*Stated task:* Reproduce all of the data exactly.

Begin Dataset content

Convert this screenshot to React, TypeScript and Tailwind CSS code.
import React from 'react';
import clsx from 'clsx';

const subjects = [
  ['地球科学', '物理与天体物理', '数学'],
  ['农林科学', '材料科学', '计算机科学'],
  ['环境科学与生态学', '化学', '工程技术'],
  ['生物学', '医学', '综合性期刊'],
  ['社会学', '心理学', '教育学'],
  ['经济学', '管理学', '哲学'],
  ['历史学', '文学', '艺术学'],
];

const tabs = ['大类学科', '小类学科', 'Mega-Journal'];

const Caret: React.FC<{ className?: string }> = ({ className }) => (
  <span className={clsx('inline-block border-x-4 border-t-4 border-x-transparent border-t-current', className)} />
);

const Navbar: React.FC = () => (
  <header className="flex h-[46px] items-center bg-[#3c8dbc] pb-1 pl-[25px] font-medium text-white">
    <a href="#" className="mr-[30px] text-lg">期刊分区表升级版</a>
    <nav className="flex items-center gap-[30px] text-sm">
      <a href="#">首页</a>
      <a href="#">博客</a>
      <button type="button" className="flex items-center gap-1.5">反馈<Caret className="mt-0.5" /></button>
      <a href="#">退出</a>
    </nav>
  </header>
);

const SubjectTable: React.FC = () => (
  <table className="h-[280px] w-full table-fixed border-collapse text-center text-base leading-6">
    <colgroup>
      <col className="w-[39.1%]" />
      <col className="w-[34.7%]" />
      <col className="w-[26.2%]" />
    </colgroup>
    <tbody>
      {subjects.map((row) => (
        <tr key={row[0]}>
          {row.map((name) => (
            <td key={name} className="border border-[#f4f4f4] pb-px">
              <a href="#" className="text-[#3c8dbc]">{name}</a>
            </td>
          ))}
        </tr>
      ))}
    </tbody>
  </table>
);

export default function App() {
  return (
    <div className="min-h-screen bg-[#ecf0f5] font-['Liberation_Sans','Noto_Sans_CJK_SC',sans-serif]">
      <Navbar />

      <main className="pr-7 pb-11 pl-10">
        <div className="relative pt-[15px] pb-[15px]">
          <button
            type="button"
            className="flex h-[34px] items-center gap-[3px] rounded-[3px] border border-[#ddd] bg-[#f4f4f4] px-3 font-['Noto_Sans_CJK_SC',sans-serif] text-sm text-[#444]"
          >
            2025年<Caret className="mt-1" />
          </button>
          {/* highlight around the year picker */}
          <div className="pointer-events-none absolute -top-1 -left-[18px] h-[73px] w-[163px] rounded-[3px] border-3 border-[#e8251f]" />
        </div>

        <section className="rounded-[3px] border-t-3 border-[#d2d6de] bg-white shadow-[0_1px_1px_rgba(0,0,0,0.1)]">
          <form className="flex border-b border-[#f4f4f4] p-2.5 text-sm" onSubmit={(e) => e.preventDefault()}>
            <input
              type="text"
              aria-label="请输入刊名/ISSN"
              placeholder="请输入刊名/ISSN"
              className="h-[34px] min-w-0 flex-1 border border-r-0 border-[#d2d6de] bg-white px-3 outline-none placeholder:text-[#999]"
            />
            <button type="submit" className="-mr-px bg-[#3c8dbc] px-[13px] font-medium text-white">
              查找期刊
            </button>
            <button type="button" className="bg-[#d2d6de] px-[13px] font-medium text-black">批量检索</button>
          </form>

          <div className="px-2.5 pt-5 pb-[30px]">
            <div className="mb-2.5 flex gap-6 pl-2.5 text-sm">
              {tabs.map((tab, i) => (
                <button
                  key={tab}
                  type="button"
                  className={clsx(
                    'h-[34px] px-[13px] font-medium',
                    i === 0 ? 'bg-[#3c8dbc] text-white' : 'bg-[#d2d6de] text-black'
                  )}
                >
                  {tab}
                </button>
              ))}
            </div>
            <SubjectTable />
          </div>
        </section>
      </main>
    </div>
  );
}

End Dataset content

*Output for this task:*
Convert this screenshot to React, TypeScript and Tailwind CSS code.
import React from 'react';
import clsx from 'clsx';

const subjects = [
  ['地球科学', '物理与天体物理', '数学'],
  ['农林科学', '材料科学', '计算机科学'],
  ['环境科学与生态学', '化学', '工程技术'],
  ['生物学', '医学', '综合性期刊'],
  ['社会学', '心理学', '教育学'],
  ['经济学', '管理学', '哲学'],
  ['历史学', '文学', '艺术学'],
];

const tabs = ['大类学科', '小类学科', 'Mega-Journal'];

const Caret: React.FC<{ className?: string }> = ({ className }) => (
  <span className={clsx('inline-block border-x-4 border-t-4 border-x-transparent border-t-current', className)} />
);

const Navbar: React.FC = () => (
  <header className="flex h-[46px] items-center bg-[#3c8dbc] pb-1 pl-[25px] font-medium text-white">
    <a href="#" className="mr-[30px] text-lg">期刊分区表升级版</a>
    <nav className="flex items-center gap-[30px] text-sm">
      <a href="#">首页</a>
      <a href="#">博客</a>
      <button type="button" className="flex items-center gap-1.5">反馈<Caret className="mt-0.5" /></button>
      <a href="#">退出</a>
    </nav>
  </header>
);

const SubjectTable: React.FC = () => (
  <table className="h-[280px] w-full table-fixed border-collapse text-center text-base leading-6">
    <colgroup>
      <col className="w-[39.1%]" />
      <col className="w-[34.7%]" />
      <col className="w-[26.2%]" />
    </colgroup>
    <tbody>
      {subjects.map((row) => (
        <tr key={row[0]}>
          {row.map((name) => (
            <td key={name} className="border border-[#f4f4f4] pb-px">
              <a href="#" className="text-[#3c8dbc]">{name}</a>
            </td>
          ))}
        </tr>
      ))}
    </tbody>
  </table>
);

export default function App() {
  return (
    <div className="min-h-screen bg-[#ecf0f5] font-['Liberation_Sans','Noto_Sans_CJK_SC',sans-serif]">
      <Navbar />

      <main className="pr-7 pb-11 pl-10">
        <div className="relative pt-[15px] pb-[15px]">
          <button
            type="button"
            className="flex h-[34px] items-center gap-[3px] rounded-[3px] border border-[#ddd] bg-[#f4f4f4] px-3 font-['Noto_Sans_CJK_SC',sans-serif] text-sm text-[#444]"
          >
            2025年<Caret className="mt-1" />
          </button>
          {/* highlight around the year picker */}
          <div className="pointer-events-none absolute -top-1 -left-[18px] h-[73px] w-[163px] rounded-[3px] border-3 border-[#e8251f]" />
        </div>

        <section className="rounded-[3px] border-t-3 border-[#d2d6de] bg-white shadow-[0_1px_1px_rgba(0,0,0,0.1)]">
          <form className="flex border-b border-[#f4f4f4] p-2.5 text-sm" onSubmit={(e) => e.preventDefault()}>
            <input
              type="text"
              aria-label="请输入刊名/ISSN"
              placeholder="请输入刊名/ISSN"
              className="h-[34px] min-w-0 flex-1 border border-r-0 border-[#d2d6de] bg-white px-3 outline-none placeholder:text-[#999]"
            />
            <button type="submit" className="-mr-px bg-[#3c8dbc] px-[13px] font-medium text-white">
              查找期刊
            </button>
            <button type="button" className="bg-[#d2d6de] px-[13px] font-medium text-black">批量检索</button>
          </form>

          <div className="px-2.5 pt-5 pb-[30px]">
            <div className="mb-2.5 flex gap-6 pl-2.5 text-sm">
              {tabs.map((tab, i) => (
                <button
                  key={tab}
                  type="button"
                  className={clsx(
                    'h-[34px] px-[13px] font-medium',
                    i === 0 ? 'bg-[#3c8dbc] text-white' : 'bg-[#d2d6de] text-black'
                  )}
                >
                  {tab}
                </button>
              ))}
            </div>
            <SubjectTable />
          </div>
        </section>
      </main>
    </div>
  );
}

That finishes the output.